All function execution submissions (i.e.,
.submit()
) communicate which pre-registered function to execute on the endpoint by the function’s identifier, thefunction_id
. This method makes the appropriate API call to the Globus Compute web services to first register the task function, and then stores the returnedfunction_id
in the Executor’s cache.In the standard workflow,
.submit()
will automatically handle invoking this method, so the common use-case will not need to use this method. However, some advanced use-cases may need to fine-tune the registration of a function and so may manually set the registration arguments via this method.If a function has already been registered (perhaps in a previous iteration), the upstream API call may be avoided by specifying the known
function_id
.If a function already exists in the Executor’s cache, this method will raise a ValueError to help track down the errant double registration attempt.
- Parameters:
fn – function to be registered for remote execution
function_id – if specified, associate the
function_id
to thefn
immediately, short-circuiting the upstream registration call.func_register_kwargs – all other keyword arguments are passed to the
Client.register_function()
.
- Returns:
the function’s
function_id
string, as returned by registration upstream- Raises:
ValueError – raised if a function has already been registered with this Executor
- submit(fn, *args, **kwargs)¶
Submit a function to be executed on the Executor’s specified endpoint with the given arguments.
Schedules the callable to be executed as
fn(*args, **kwargs)
and returns a ComputeFuture instance representing the execution of the callable.Example use:
>>> def add(a: int, b: int) -> int: return a + b >>> gce = Executor(endpoint_id="some-ep-id") >>> fut = gce.submit(add, 1, 2) >>> fut.result() # wait (block) until result is received from remote 3
- Parameters:
fn – Python function to execute on endpoint
args – positional arguments (if any) as required to execute the function
kwargs – keyword arguments (if any) as required to execute the function
- Returns:
a future object that will receive a
.task_id
when the Globus Compute Web Service acknowledges receipt, and eventually will have a.result()

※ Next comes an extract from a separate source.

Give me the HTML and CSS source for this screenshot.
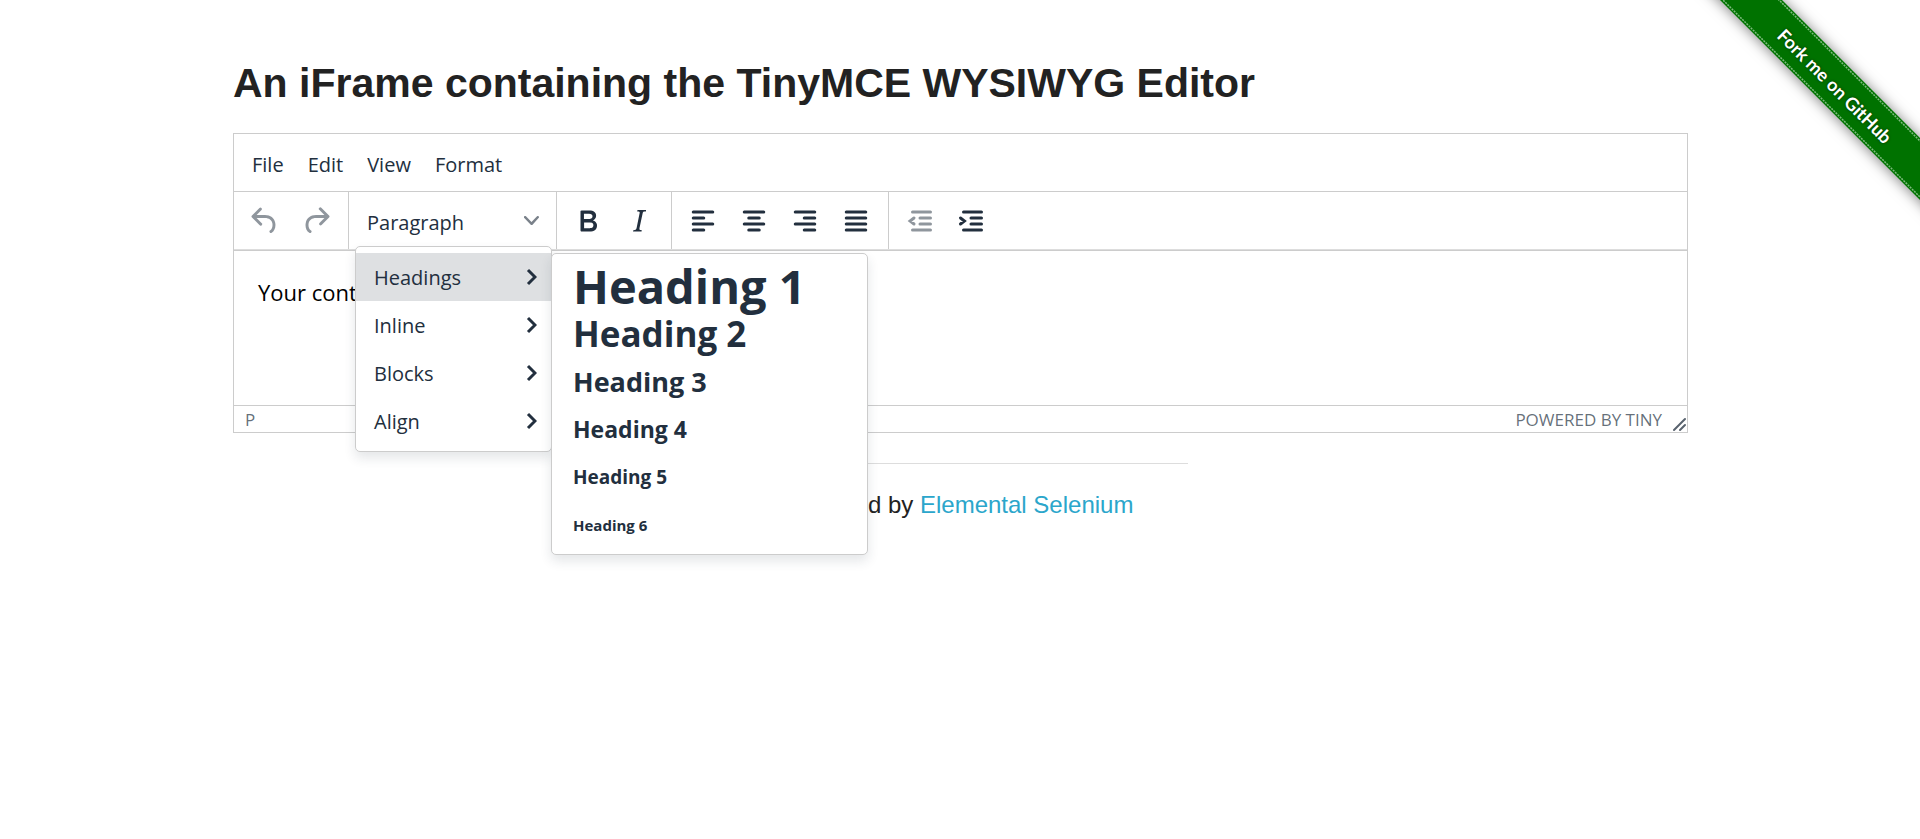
FILE: index.html
```html
<!DOCTYPE html>
<html lang="en">
<head>
<meta charset="utf-8">
<title>The Internet</title>
<link rel="stylesheet" href="styles.css">
</head>
<body>
<a class="ribbon" href="#" aria-label="Fork me on GitHub">
  <svg width="230" height="230" viewBox="0 0 230 230">
    <defs><filter id="shade" x="-20%" y="-20%" width="140%" height="140%"><feDropShadow dx="0" dy="1" stdDeviation="7" flood-color="#000" flood-opacity=".5"/></filter></defs>
    <path d="M10-20 250 220 250 158 72-20z" fill="#007200" filter="url(#shade)"/>
    <path d="M12-21 252 219M71-18 249 160" fill="none" stroke="#7fbb7f" stroke-width="1.5" stroke-dasharray="2 1"/>
    <text class="ribbon-text" transform="translate(145 86) rotate(45)" text-anchor="middle" dominant-baseline="central">Fork me on GitHub</text>
  </svg>
</a>
<main class="row">
  <h1 class="title">An iFrame containing the TinyMCE WYSIWYG Editor</h1>
  <div class="editor">
    <div class="menubar" role="menubar">
      <button class="menubar-item">File</button>
      <button class="menubar-item">Edit</button>
      <button class="menubar-item">View</button>
      <button class="menubar-item">Format</button>
    </div>
    <div class="toolbar" role="toolbar">
      <div class="group">
        <button class="tool" disabled aria-label="Undo"><svg class="icon" viewBox="0 0 24 24"><path d="M6.4 8H12c3.7 0 6.2 2 6.8 5.1.6 2.7-.4 5.6-2.3 6.8a1 1 0 01-1-1.8c1.1-.6 1.8-2.7 1.4-4.6-.5-2.1-2.1-3.5-4.9-3.5H6.4l3.3 3.3a1 1 0 11-1.4 1.4l-5-5a1 1 0 010-1.4l5-5a1 1 0 011.4 1.4L6.4 8z"/></svg></button>
        <button class="tool" disabled aria-label="Redo"><svg class="icon" viewBox="0 0 24 24"><path d="M17.6 10H12c-2.8 0-4.4 1.4-4.9 3.5-.4 2 .3 4 1.4 4.6a1 1 0 11-1 1.8c-2-1.2-2.9-4.1-2.3-6.8.6-3 3-5.1 6.8-5.1h5.6l-3.3-3.3a1 1 0 111.4-1.4l5 5a1 1 0 010 1.4l-5 5a1 1 0 01-1.4-1.4l3.3-3.3z"/></svg></button>
      </div>
      <div class="group">
        <button class="format" aria-haspopup="menu" aria-expanded="true"><span class="format-name">Paragraph</span><svg class="caret" viewBox="0 0 10 10"><path d="M8.7 2.2c.3-.3.8-.3 1 0 .4.4.4.9 0 1.2L5.7 7.8c-.3.3-.9.3-1.2 0L.2 3.4a.8.8 0 010-1.2c.3-.3.8-.3 1.1 0L5 6l3.7-3.8z"/></svg></button>
        <div class="menu formats" role="menu">
          <button class="item active" role="menuitem">Headings<svg class="arrow" viewBox="0 0 11 20"><path d="M2 3l7 7-7 7"/></svg></button>
          <button class="item" role="menuitem">Inline<svg class="arrow" viewBox="0 0 11 20"><path d="M2 3l7 7-7 7"/></svg></button>
          <button class="item" role="menuitem">Blocks<svg class="arrow" viewBox="0 0 11 20"><path d="M2 3l7 7-7 7"/></svg></button>
          <button class="item" role="menuitem">Align<svg class="arrow" viewBox="0 0 11 20"><path d="M2 3l7 7-7 7"/></svg></button>
          <div class="menu headings" role="menu">
            <button class="item h1" role="menuitem">Heading 1</button>
            <button class="item h2" role="menuitem">Heading 2</button>
            <button class="item h3" role="menuitem">Heading 3</button>
            <button class="item h4" role="menuitem">Heading 4</button>
            <button class="item h5" role="menuitem">Heading 5</button>
            <button class="item h6" role="menuitem">Heading 6</button>
          </div>
        </div>
      </div>
      <div class="group">
        <button class="tool" aria-label="Bold"><svg class="icon" viewBox="0 0 24 24"><path d="M7.8 19c-.3 0-.5 0-.6-.2l-.2-.5V5.7c0-.2 0-.4.2-.5l.6-.2h5c1.5 0 2.7.3 3.5 1 .7.6 1.1 1.4 1.1 2.5a3 3 0 01-.6 1.9c-.4.6-1 1-1.6 1.2.4.1.9.3 1.3.6s.8.7 1 1.2c.4.4.5 1 .5 1.6 0 1.3-.4 2.3-1.3 3-.8.7-2.1 1-3.8 1H7.8zm5-8.3c.6 0 1.2-.1 1.6-.5.4-.3.6-.7.6-1.3 0-1.1-.8-1.7-2.3-1.7H9.3v3.5h3.4zm.5 6c.7 0 1.3-.1 1.7-.4.4-.4.6-.9.6-1.5s-.2-1-.7-1.4c-.4-.3-1-.4-2-.4H9.4v3.8h4z"/></svg></button>
        <button class="tool" aria-label="Italic"><svg class="icon" viewBox="0 0 24 24"><path d="M16.7 4.7l-.1.9h-.3c-.6 0-1 0-1.4.3-.3.3-.4.6-.5 1.1l-2.1 9.8v.6c0 .5.4.8 1.4.8h.2l-.2.8H8l.2-.8h.2c1.1 0 1.8-.5 2-1.5l2-9.8.1-.5c0-.6-.4-.8-1.4-.8h-.3l.2-.9h5.8z"/></svg></button>
      </div>
      <div class="group">
        <button class="tool" aria-label="Align left"><svg class="icon lines" viewBox="0 0 24 24"><path d="M5.5 6h13M5.5 10h7M5.5 14h13M5.5 18h7"/></svg></button>
        <button class="tool" aria-label="Align center"><svg class="icon lines" viewBox="0 0 24 24"><path d="M5.5 6h13M8.5 10h7M5.5 14h13M8.5 18h7"/></svg></button>
        <button class="tool" aria-label="Align right"><svg class="icon lines" viewBox="0 0 24 24"><path d="M5.5 6h13M11.5 10h7M5.5 14h13M11.5 18h7"/></svg></button>
        <button class="tool" aria-label="Justify"><svg class="icon lines" viewBox="0 0 24 24"><path d="M5.5 6h13M5.5 10h13M5.5 14h13M5.5 18h13"/></svg></button>
      </div>
      <div class="group">
        <button class="tool" disabled aria-label="Decrease indent"><svg class="icon lines" viewBox="0 0 24 24"><path d="M7 6h12M12 10h7M12 14h7M7 18h12M8 10l-2.6 2L8 14"/></svg></button>
        <button class="tool" aria-label="Increase indent"><svg class="icon lines" viewBox="0 0 24 24"><path d="M7 6h12M12 10h7M12 14h7M7 18h12M5 10l2.6 2L5 14"/></svg></button>
      </div>
    </div>
    <div class="content" contenteditable="true" role="textbox" aria-label="Rich text area"><p class="paragraph">Your content goes here.</p></div>
    <div class="status">
      <span>P</span>
      <a class="brand" href="#">POWERED BY TINY</a>
      <svg class="resize" viewBox="0 0 15 15"><path d="M2 13 13 2M8 13l5-5"/></svg>
    </div>
  </div>
</main>
<footer class="footer">
  <hr class="rule">
  <div>Powered by <a class="link" href="#">Elemental Selenium</a></div>
</footer>
</body>
</html>
```
FILE: styles.css
```css
* { box-sizing: border-box; }
body {
  min-height: 100vh;
  margin: 0;
  background: #fff;
  color: #222;
  font-family: "Liberation Sans", Arial, sans-serif;
  font-size: 24px;
}
button {
  border: 0;
  background: none;
  color: #222f3e;
  font: inherit;
  text-align: left;
}
.ribbon { position: absolute; top: 0; right: 0; }
.ribbon svg { display: block; }
.ribbon-text {
  fill: #fff;
  font: bold 18px Lato, sans-serif;
  text-shadow: 0 0 3px rgba(0, 0, 0, .6);
}
.row {
  max-width: 1500px;
  margin: 0 auto;
  padding: 54px 22px 0 23px;
}
.title {
  margin: 0 0 20px;
  font-size: 41px;
  line-height: 59px;
}
.editor {
  border: 1px solid #ccc;
  color: #222f3e;
  font-family: "Open Sans", "Segoe UI", sans-serif;
  font-size: 20px;
}
.menubar {
  display: flex;
  align-items: center;
  height: 57px;
  padding: 3px 6px 0;
}
.menubar-item { padding: 0 12px; line-height: 51px; }
.toolbar {
  display: flex;
  height: 59px;
  border-top: 1px solid #ccc;
  border-bottom: 1px solid #ddd;
}
.group {
  position: relative;
  display: flex;
  align-items: center;
  padding: 0 6px;
  border-right: 1px solid #ccc;
}
.group:last-child { border-right: 0; }
.tool {
  display: grid;
  place-items: center;
  width: 51px;
  height: 51px;
  padding: 0 2px 0 0;
}
.tool:disabled { opacity: .5; }
.icon { width: 36px; height: 36px; fill: #222f3e; }
.lines {
  fill: none;
  stroke: #222f3e;
  stroke-width: 2;
  stroke-linecap: round;
}
.format {
  display: flex;
  align-items: center;
  justify-content: space-between;
  width: 195px;
  height: 51px;
  padding: 0 11px 0 12px;
}
.format-name { padding-top: 3px; }
.caret { width: 15px; height: 15px; fill: #222f3e; opacity: .6; }
.menu {
  position: absolute;
  z-index: 2;
  padding: 6px 0;
  border: 1px solid #ccc;
  border-radius: 5px;
  background: #fff;
  box-shadow: 0 6px 12px rgba(34, 47, 62, .12);
}
.formats { top: 54px; left: 6px; width: 197px; }
.headings { top: 6px; left: 195px; width: 317px; }
.item {
  display: flex;
  align-items: center;
  justify-content: space-between;
  width: 100%;
  height: 48px;
  padding: 1px 14px 0 18px;
}
.active { background: #dee0e2; }
.arrow {
  width: 11px;
  height: 20px;
  margin-bottom: 2px;
  fill: none;
  stroke: #222f3e;
  stroke-width: 3;
}
.headings .item { padding: 2px 14px 0 21px; font-weight: bold; white-space: nowrap; }
.headings .h1 { padding-top: 4px; font-size: 47px; line-height: 44px; }
.headings .h2 { font-size: 35px; }
.headings .h3 { font-size: 27px; }
.headings .h4 { font-size: 23px; }
.headings .h5 { font-size: 19px; }
.headings .h6 { font-size: 15px; }
.content {
  height: 155px;
  padding: 24px;
  border-top: 1px solid #ccc;
  color: #000;
  font-size: 22px;
  line-height: 34px;
}
.paragraph { margin: 0; }
.status {
  display: flex;
  align-items: center;
  height: 27px;
  padding: 0 0 0 11px;
  border-top: 1px solid #ccc;
  color: rgba(34, 47, 62, .7);
  font-size: 17px;
}
.brand { margin-left: auto; color: inherit; text-decoration: none; }
.resize {
  align-self: flex-end;
  width: 15px;
  height: 15px;
  margin-left: 10px;
  fill: none;
  stroke: #59636e;
  stroke-width: 2;
  stroke-linecap: round;
}
.footer {
  width: 455px;
  max-width: 100%;
  margin: 30px auto 0;
  text-align: center;
  line-height: 38px;
}
.rule { margin: 0 0 22px; border: 0; border-top: 1px solid #ddd; }
.link { color: #2ba6cb; text-decoration: none; }
```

when the Globus Compute web services receive and stream it.
- submit_to_registered_function(function_id: str, args: tuple | None = None, kwargs: dict | None = None)¶
Request an execution of an already registered function.
This method supports use of public functions with the Executor, or knowledge of an already registered function. An example use might be:
# pre_registration.py from globus_compute_sdk import Executor def some_processor(*args, **kwargs): # ... function logic ... return ["some", "result"] gce = Executor() fn_id = gce.register_function(some_processor) print(f"Function registered successfully.\nFunction ID: {fn_id}") # Example output: # # Function registered successfully. # Function ID: c407ae80-b31f-447a-9fa6-124098492057
In this case, the function would be privately registered to you, but note that the function id is just a string. One could substitute for a publicly available function. For instance,
b0a5d1a0-2b22-4381-b899-ba73321e41e0
is a “well-known” uuid for the “Hello, World!” function (same as the example in the Globus Compute tutorial), which is publicly available:from globus_compute_sdk import Executor fn_id = "b0a5d1a0-2b22-4381-b899-ba73321e41e0" # public; "Hello World" with Executor(endpoint_id="your-endpoint-id") as fxe: futs = [ fxe.submit_to_registered_function(function_id=fn_id) for i in range(5) ] for f in futs: print(f.result())
- Parameters:
function_id – identifier (str) of registered Python function
args – positional arguments (if any) as required to execute the function
kwargs – keyword arguments (if any) as required to execute the function
- Returns:
a future object that (eventually) will have a
.result()
when the Globus Compute web services receive and stream it.
- map(fn: Callable, *iterables, timeout=None, chunksize=1) Iterator ¶
Globus Compute does not currently implement the .map() method of the Executor interface. In a naive implementation, this method would merely be syntactic sugar for bulk use of the
.submit()
method. For example:def map(fxexec, fn, *fn_args_kwargs): return [fxexec.submit(fn, *a, **kw) for a, kw in fn_args_kwargs]
This naive implementation ignores a number of potential optimizations, so we have decided to look at this at a future date if there is interest.
- Raises:
RuntimeError – if called after shutdown, otherwise, …
NotImplementedError – … always raised
- reload_tasks(task_group_id: UUID | str | None = None) Iterable[ComputeFuture] ¶
Load the set of tasks associated with this Executor’s Task Group from the web services and return a list of futures, one for each task. This is nominally intended to “reattach” to a previously initiated session, based on the Task Group ID.
- Parameters:
task_group_id – Optionally specify a task_group_id to use. If present, will overwrite the Executor’s task_group_id
- Returns:
An iterable of futures.
- Raises:
ValueError – if the server response is incorrect or invalid
KeyError – the server did not return an expected response
various – the usual (unhandled) request errors (e.g., no connection; invalid authorization)
Notes
Any previous futures received from this executor will be cancelled.
- shutdown(wait=True, *, cancel_futures=False)¶
Clean-up the resources associated with the Executor.
It is safe to call this method several times. Otherwise, no other methods can be called after this one.
- Parameters:
wait – If True, then this method will not return until all pending futures have received results.
cancel_futures – If True, then this method will cancel all futures that have not yet registered their tasks with the Compute web services. Tasks cannot be cancelled once they are registered.
- class globus_compute_sdk.sdk.executor.ComputeFuture(task_id: str | None = None)¶
Extend concurrent.futures.Future to include an optional task UUID.
Initializes the future. Should not be called by clients.